As in the UK, where up to 80 per cent of private detectives were once police officers, the Spanish agency is said to have some former members of the Policia Nacional among its ranks.

In their homeland there has been stinging criticism of the agency's tactics, possibly motivated by jealousy. One Spanish private detective says: "Bragging to the press that Madeleine will be found alive is no way to run what is clearly a very serious investigation. The story of the dolls has become an in-joke among detectives. Metodo 3 have always had a reputation for publicity seeking but they have surpassed themselves with this case." Marco has even appeared in a Panorama programme, repeating his claim that he will find Madeleine.

An acquaintance of Marco says: "Francisco thinks he is the best detective in the world and is not shy about telling people that.
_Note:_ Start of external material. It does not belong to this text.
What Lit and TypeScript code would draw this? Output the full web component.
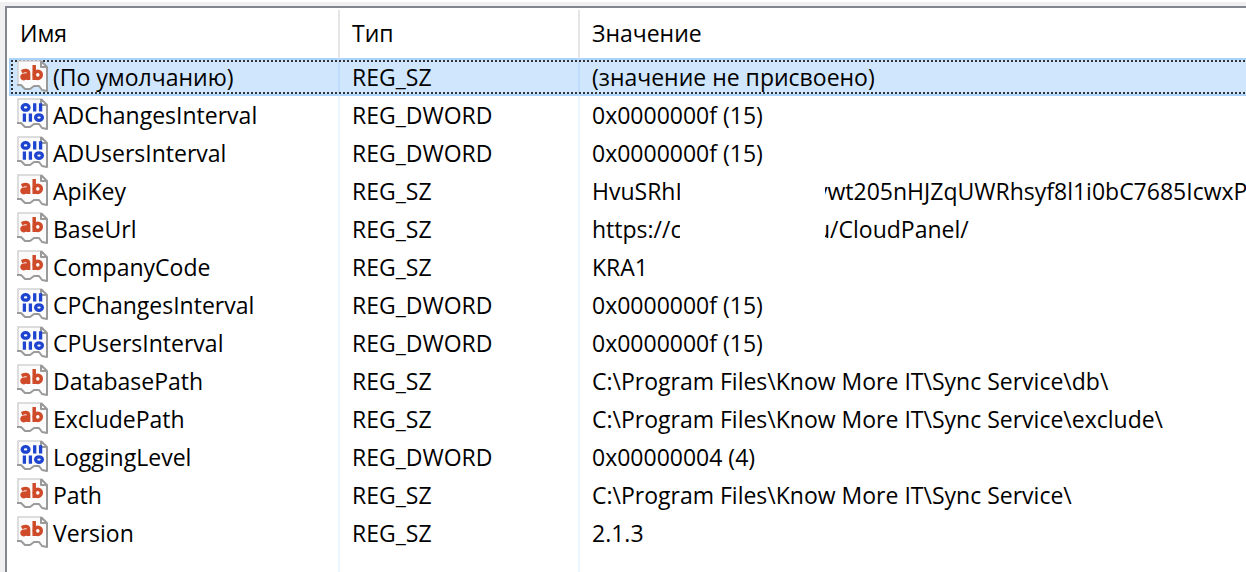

He is very big-headed. You couldn't buy the sort of publicity they are getting over the Madeleine case." Portuguese police dismiss the agency as "small fry" and accuse it of dredging up old leads that have been rejected. But they are hardly in a position to throw stones and would face further humiliation if the agency solved the case.
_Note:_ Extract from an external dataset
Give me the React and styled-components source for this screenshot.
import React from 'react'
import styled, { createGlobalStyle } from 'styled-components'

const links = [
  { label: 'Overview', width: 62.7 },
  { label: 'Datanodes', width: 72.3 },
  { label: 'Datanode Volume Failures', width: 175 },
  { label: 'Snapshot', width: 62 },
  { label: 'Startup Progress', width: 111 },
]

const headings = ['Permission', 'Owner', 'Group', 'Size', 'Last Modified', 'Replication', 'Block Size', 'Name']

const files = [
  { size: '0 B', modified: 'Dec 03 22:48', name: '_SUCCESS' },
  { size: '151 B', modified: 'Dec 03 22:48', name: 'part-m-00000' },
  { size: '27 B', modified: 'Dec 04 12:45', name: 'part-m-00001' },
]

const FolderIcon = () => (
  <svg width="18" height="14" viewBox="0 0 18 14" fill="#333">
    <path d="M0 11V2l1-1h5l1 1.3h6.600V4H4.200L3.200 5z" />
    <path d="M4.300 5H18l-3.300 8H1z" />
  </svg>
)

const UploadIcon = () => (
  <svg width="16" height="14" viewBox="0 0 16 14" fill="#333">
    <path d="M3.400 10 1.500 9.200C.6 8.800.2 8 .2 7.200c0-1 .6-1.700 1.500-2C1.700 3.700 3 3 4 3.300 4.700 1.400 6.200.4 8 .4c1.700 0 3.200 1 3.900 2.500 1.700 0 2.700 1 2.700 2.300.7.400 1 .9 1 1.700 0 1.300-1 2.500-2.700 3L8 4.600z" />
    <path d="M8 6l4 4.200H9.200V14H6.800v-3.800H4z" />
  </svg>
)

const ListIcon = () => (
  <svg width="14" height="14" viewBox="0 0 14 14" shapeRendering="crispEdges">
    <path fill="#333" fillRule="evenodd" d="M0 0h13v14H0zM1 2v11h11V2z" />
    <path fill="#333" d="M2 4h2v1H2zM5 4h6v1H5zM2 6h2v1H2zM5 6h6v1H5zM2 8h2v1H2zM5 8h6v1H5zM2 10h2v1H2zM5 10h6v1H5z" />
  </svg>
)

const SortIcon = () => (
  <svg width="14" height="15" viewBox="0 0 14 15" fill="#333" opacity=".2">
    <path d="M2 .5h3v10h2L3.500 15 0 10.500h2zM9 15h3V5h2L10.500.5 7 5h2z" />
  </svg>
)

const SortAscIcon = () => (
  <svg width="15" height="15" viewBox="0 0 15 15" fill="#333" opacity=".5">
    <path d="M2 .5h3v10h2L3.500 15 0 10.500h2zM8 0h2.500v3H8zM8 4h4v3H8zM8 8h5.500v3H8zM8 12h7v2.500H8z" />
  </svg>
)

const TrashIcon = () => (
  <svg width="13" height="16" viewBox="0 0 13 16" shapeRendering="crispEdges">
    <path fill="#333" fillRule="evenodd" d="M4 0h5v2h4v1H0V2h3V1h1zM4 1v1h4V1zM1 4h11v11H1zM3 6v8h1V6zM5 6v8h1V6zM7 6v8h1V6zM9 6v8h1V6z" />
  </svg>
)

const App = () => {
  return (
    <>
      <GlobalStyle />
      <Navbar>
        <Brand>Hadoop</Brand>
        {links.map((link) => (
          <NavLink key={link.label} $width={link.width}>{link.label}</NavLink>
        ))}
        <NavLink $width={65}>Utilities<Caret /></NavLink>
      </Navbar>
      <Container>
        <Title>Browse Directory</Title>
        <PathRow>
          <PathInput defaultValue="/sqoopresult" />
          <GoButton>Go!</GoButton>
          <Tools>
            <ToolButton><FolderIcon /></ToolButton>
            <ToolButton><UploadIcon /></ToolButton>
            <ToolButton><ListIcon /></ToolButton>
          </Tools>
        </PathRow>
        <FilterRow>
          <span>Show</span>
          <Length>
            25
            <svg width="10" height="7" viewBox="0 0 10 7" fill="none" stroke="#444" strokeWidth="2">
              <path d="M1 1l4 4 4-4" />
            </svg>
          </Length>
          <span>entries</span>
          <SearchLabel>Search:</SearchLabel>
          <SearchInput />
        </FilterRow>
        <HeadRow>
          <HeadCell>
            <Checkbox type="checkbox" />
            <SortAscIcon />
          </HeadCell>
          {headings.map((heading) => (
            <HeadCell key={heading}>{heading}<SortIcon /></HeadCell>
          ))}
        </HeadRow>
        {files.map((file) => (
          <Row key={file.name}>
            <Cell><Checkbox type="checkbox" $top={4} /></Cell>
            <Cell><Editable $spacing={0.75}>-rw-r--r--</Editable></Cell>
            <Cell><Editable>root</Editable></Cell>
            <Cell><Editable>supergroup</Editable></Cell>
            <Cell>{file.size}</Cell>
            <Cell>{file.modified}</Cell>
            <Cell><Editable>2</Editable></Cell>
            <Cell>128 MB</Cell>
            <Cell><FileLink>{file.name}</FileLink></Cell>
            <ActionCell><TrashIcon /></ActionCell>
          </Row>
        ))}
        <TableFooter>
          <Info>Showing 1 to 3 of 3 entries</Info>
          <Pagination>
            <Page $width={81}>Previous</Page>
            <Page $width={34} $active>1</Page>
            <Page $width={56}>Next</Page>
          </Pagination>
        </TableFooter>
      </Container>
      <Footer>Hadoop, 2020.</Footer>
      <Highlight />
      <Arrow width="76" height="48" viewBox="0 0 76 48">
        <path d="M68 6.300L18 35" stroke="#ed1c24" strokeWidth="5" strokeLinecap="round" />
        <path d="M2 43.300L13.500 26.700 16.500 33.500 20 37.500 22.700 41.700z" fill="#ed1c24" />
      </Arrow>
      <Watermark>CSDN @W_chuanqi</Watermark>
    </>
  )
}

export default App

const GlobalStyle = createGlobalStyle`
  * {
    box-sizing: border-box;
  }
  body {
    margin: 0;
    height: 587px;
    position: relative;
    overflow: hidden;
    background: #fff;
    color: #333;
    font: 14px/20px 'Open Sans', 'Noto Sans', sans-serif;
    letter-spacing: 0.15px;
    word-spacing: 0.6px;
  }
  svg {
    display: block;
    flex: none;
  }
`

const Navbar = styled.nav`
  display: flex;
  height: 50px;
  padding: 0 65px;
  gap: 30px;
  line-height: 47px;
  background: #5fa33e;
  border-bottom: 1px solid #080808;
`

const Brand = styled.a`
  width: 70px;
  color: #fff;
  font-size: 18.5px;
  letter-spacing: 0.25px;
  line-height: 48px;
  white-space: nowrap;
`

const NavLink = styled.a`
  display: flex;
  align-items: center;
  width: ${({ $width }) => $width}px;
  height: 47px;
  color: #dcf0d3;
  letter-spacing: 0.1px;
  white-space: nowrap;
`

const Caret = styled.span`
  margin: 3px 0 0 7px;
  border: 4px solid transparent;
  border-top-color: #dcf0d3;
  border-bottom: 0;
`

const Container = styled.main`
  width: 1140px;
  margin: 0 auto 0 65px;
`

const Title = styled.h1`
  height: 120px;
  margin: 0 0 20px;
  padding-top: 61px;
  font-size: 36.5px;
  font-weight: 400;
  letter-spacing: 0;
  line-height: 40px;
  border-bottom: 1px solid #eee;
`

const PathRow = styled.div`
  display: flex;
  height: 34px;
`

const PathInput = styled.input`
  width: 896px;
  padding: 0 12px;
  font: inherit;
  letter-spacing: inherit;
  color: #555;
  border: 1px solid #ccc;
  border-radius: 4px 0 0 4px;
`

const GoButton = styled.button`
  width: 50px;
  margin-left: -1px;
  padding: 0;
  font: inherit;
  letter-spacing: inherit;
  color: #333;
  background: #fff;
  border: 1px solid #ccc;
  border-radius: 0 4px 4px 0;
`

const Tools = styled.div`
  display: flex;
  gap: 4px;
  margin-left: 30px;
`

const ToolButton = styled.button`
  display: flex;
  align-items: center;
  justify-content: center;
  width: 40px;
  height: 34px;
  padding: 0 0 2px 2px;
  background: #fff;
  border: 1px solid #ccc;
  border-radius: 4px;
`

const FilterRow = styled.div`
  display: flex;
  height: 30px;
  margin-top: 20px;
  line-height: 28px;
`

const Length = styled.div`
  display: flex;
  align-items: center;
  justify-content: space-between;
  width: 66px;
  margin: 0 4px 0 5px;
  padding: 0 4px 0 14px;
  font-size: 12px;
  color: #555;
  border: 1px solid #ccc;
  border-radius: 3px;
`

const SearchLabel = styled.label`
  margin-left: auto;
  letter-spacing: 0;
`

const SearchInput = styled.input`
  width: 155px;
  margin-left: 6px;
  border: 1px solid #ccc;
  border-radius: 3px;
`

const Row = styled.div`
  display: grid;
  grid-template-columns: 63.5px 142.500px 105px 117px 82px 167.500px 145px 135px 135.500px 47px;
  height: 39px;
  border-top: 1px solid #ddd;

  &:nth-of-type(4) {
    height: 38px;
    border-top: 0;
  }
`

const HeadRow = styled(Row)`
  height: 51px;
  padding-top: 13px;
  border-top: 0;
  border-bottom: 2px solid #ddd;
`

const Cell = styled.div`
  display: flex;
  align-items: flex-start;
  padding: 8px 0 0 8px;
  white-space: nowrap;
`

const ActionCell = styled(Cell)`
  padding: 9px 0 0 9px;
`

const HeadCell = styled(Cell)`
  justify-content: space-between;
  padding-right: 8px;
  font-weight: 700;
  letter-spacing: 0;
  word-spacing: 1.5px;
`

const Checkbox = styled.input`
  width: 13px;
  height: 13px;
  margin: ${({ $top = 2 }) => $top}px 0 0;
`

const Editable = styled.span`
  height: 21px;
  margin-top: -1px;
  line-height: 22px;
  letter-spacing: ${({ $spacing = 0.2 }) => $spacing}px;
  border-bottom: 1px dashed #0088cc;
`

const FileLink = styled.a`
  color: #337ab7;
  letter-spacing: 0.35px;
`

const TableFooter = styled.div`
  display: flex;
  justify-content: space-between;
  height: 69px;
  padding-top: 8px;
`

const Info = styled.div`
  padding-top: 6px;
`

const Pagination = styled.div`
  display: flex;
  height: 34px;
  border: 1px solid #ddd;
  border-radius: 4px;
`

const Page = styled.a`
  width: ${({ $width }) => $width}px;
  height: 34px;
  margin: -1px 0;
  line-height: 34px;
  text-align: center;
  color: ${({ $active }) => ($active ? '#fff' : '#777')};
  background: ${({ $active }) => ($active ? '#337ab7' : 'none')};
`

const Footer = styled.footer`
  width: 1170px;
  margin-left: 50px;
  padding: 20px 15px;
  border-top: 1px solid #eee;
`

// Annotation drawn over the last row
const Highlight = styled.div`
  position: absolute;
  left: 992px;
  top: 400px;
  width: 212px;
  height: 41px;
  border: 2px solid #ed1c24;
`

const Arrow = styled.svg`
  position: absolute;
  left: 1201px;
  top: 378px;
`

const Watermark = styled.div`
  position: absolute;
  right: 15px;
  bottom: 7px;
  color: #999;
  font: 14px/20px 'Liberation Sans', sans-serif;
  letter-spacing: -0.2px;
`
Eyebrows have been raised by the size of Metodo's fee but Nigel Parsons, senior investigator for Answers Investigations, one of the UK's biggest detective agencies, says £50,000 a month isn't unreasonable. "With the numbers they have working on the case and the huge scale of the investigation, in many countries, that won't go far. The romantic notion of private detectives in trench coats wandering off for an hour and cracking the case just isn't the reality. If Madeleine is ever to be found it will probably be through sheer hard work." As they wait at the end of the phone, Kate and Gerry McCann know that a portly Spaniard carries most of their hopes.